Spinach and Ricotta Cannelloni Scrolls
Spinach and Ricotta Cannelloni is an easy and tasty dish the whole family will love. It’s perfect for feeding lots of people and can be made ahead of time and kept in the fridge or freezer before baking. Your family will fight for these leftovers!
- 1 x packet fresh Lasagne Sheets
- 2 x small boxes Frozen spinach
- 2 x tubs Ricotta
- 2 x cloves garlic - crushed
- Salt & pepper to taste
- 1 x Large Jar Passata
- 2 x large handfuls grated tasty cheese
- 1 x small handful dried breadcrumbs (I used Panko)
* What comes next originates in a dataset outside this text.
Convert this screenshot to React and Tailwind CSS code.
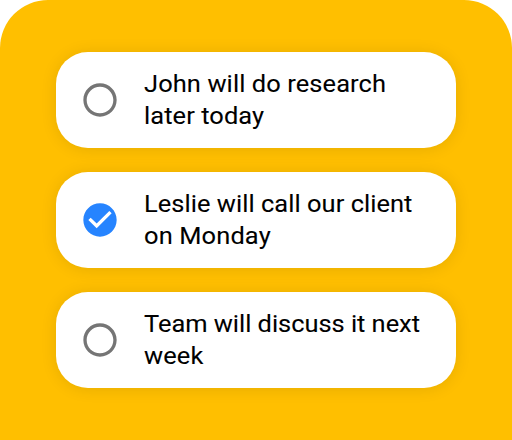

- 1 x small handful Polenta
- Combine your ricotta, spinach, garlic, salt & pepper in a bowl and mix well until combined;
- Lay your pasta sheets out with the short end facing you;
- Top each pasta sheet with some ricotta mixture, leaving a space around the sides;
- Take the end closest to you and carefully roll up each pasta sheet;
- Take a sharp knife and carefully slice each pasta roll into 3 sections;
- Flip each section on its end and place in a baking dish. Ensure the scrolls are packed fairly closely together so they assist in holding each other up;
- Take your jar of Passata and carefully pour evenly over the pasta scrolls. Jiggle the dish around carefully to allow the sauce to move in between the pasta;
- Top with cheese, breadcrumbs and polenta and bake in a hot oven for approx. 20-30mins.
- Serve and be delighted!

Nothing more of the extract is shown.